Having no clue what he meant, I sat in the black taking inventory, my body shaking as the double shot of adrenaline wore off. At least I’m not alone. This old man poses no real threat to me, and he obviously knows his way around this darkness. That could prove helpful. For some reason he has shown goodwill toward me. But I want answers.
His voice pierced the void. “Where are you from?”
“Me, I’m from Brandon,” I replied. At least I know the answer to that question. “But the question is not where I’m from; the question is how did I get here, who are you, and what do you mean by Romans?”
He lit his oil lamp and slowly and confidently rose in front of me.
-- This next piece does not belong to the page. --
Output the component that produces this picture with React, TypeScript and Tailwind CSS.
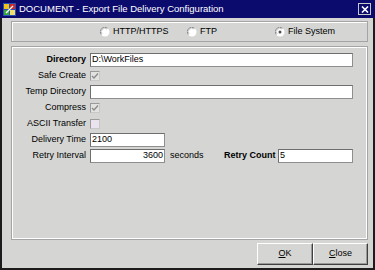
import React from "react";

const font = { fontFamily: '"Liberation Sans", Arial, sans-serif' };

function Radio({ checked }: { checked?: boolean }) {
  return (
    <svg width="10" height="10" viewBox="0 0 10 10" className="shrink-0">
      <circle cx="5" cy="5" r="4.5" fill="#ffffff" />
      <path d="M1.2 7.5 A4.5 4.5 0 0 1 7.5 1.2" stroke="#8a8a8a" strokeWidth="1" fill="none" />
      <path d="M2.2 7 A3.4 3.4 0 0 1 7 2.2" stroke="#c8c8c8" strokeWidth="1" fill="none" />
      {checked && <circle cx="5" cy="5" r="1.5" fill="#505050" />}
    </svg>
  );
}

function Checkbox({ checked, tint }: { checked?: boolean; tint?: boolean }) {
  return (
    <div
      className={`w-[10px] h-[10px] border border-[#9a9a9a] border-r-[#c8c8c8] border-b-[#c8c8c8] flex items-center justify-center ${
        tint ? "bg-[#ebe4ee]" : "bg-[#e2e2e0]"
      }`}
    >
      {checked && (
        <svg width="8" height="8" viewBox="0 0 8 8">
          <path d="M1 4 L3 6 L7 1.5" stroke="#8a8a8a" strokeWidth="1.3" fill="none" />
        </svg>
      )}
    </div>
  );
}

function Field({
  value,
  width,
  right,
}: {
  value?: string;
  width: string;
  right?: boolean;
}) {
  return (
    <div
      className={`${width} h-[14px] shrink-0 bg-white border border-[#6e6e6e] border-r-[#8e8e8e] border-b-[#8e8e8e] flex items-center px-[1px] text-[9px] text-black ${
        right ? "justify-end" : ""
      }`}
    >
      {value}
    </div>
  );
}

function Row({
  label,
  bold,
  children,
}: {
  label: string;
  bold?: boolean;
  children: React.ReactNode;
}) {
  return (
    <div className="flex items-center h-[14px]">
      <div className={`w-[74px] shrink-0 whitespace-nowrap text-right mr-[4px] text-[9px] text-black ${bold ? "font-bold" : ""}`}>
        {label}
      </div>
      {children}
    </div>
  );
}

function Button({ children, width }: { children: React.ReactNode; width: string }) {
  return (
    <div
      className={`${width} h-[22px] flex items-center justify-center text-[9px] text-black border border-t-white border-l-white border-r-[#404040] border-b-[#404040] shadow-[inset_-1px_-1px_0_#9a9a9a]`}
    >
      {children}
    </div>
  );
}

export default function App() {
  return (
    <div className="w-[375px] h-[270px] flex flex-col bg-[#d5d5d3]" style={font}>
      {/* Title bar */}
      <div className="h-[18px] bg-[#0b0b6e] flex items-center pl-[3px] pr-[4px] shrink-0">
        <svg width="13" height="13" viewBox="0 0 13 13" className="shrink-0">
          <rect x="0" y="0" width="13" height="13" fill="#2a4fb0" />
          <rect x="1" y="1" width="5" height="5" fill="#f2c21a" />
          <rect x="7" y="1" width="5" height="5" fill="#d02828" />
          <rect x="1" y="7" width="5" height="5" fill="#38a838" />
          <rect x="7" y="7" width="5" height="5" fill="#f0e070" />
          <path d="M3 10 L10 3" stroke="#ffffff" strokeWidth="1.2" />
        </svg>
        <span className="ml-[3px] text-white text-[9.5px] leading-none">
          DOCUMENT - Export File Delivery Configuration
        </span>
        <div className="ml-auto w-[13px] h-[12px] border border-[#c8c8c8] bg-[#0b0b6e] flex items-center justify-center">
          <svg width="8" height="7" viewBox="0 0 8 7">
            <path d="M1 0.5 L7 6.5 M7 0.5 L1 6.5" stroke="#ffffff" strokeWidth="1.6" />
          </svg>
        </div>
      </div>

      {/* Body */}
      <div className="flex-1 flex flex-col border-l-2 border-r-2 border-b-2 border-[#1c1c1c] pl-[9px] pr-[5px] pt-[3px]">
        {/* Protocol radios */}
        <div className="h-[21px] border border-[#a4a4a4] shadow-[inset_1px_1px_0_#ffffff] flex items-center pl-[88px] text-[9px] text-black">
          <div className="w-[87px] flex items-center">
            <Radio />
            <span className="ml-[3px]">HTTP/HTTPS</span>
          </div>
          <div className="w-[88px] flex items-center">
            <Radio />
            <span className="ml-[3px]">FTP</span>
          </div>
          <div className="flex items-center">
            <Radio checked />
            <span className="ml-[3px]">File System</span>
          </div>
        </div>

        {/* Settings */}
        <div className="mt-[4px] h-[194px] border border-[#a4a4a4] shadow-[inset_1px_1px_0_#ffffff,inset_-1px_-1px_0_#ffffff] pt-[6px] flex flex-col gap-[2px]">
          <Row label="Directory" bold>
            <Field value="D:\WorkFiles" width="w-[263px]" />
          </Row>
          <Row label="Safe Create">
            <Checkbox checked />
          </Row>
          <Row label="Temp Directory">
            <Field width="w-[263px]" />
          </Row>
          <Row label="Compress">
            <Checkbox checked />
          </Row>
          <Row label="ASCII Transfer">
            <Checkbox tint />
          </Row>
          <Row label="Delivery Time">
            <Field value="2100" width="w-[75px]" />
          </Row>
          <Row label="Retry Interval">
            <Field value="3600" width="w-[75px]" right />
            <span className="ml-[5px] w-[54px] shrink-0 text-[9px] text-black">seconds</span>
            <span className="w-[50px] shrink-0 whitespace-nowrap text-right mr-[4px] text-[9px] font-bold text-black">
              Retry Count
            </span>
            <Field value="5" width="w-[75px]" />
          </Row>
        </div>

        {/* Buttons */}
        <div className="mt-[3px] flex justify-end">
          <Button width="w-[56px]">
            <span className="underline">O</span>K
          </Button>
          <Button width="w-[55px]">
            <span className="underline">C</span>lose
          </Button>
        </div>
      </div>
    </div>
  );
}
Several shadows bounced off the wall behind him. My first thought was wisdom, as I gazed at him. He was old as dirt and short and slight of build, but I could tell that in his day he had been strong—the lean type. (I had always wanted to be lean, but my Scottish ancestry had other thoughts.) His hands were still strong and larger than I expected, given his height. The old man’s hair was long and white, almost glistening, as was his beard—both in stark contrast to the black of the cave. Crisscrossing his face were deep, ancient lines, each begging to tell its tale in the story of what surely had been an adventurous life. Not a trace of sadness appeared in his face. His eyes—framed by crow’s-feet and eyebrows so bushy they had a life of their own—flickered with untamed intensity. That was the main thing that struck me: his deep brown eyes, vivid with light. They had that seasoned look of long settled knowledge.
Clothed in a robe, he stood erect in the confidence of a vindicated visionary. A belt of well-worn leather, darkened by service, wrapped his waist. At some point in the past, I thought, the robe must have been white. Over his right shoulder hung an old brown satchel, obviously repaired a dozen times in the course of his adventures.
Something about this old man calmed me down. “Thank you,” I said. “I’m shaken to the roots and terribly confused by what is going on here—”
“Aren’t we all?” he interrupted. He rubbed his long beard and smiled. I noticed that he didn’t have all his teeth and that most of those he still possessed had been whittled down through the years. But his smile made me think of a sanctuary. As bizarre as this world seemed, wherever and whatever it was, I felt safe. I was light-years from comfortable, but I was safe. He felt safe.
Still trembling, I managed to fake a laugh. “Sir, I was headed to my door at home when some weird stuff happened with lights and prisms, and I ended up in this cave.”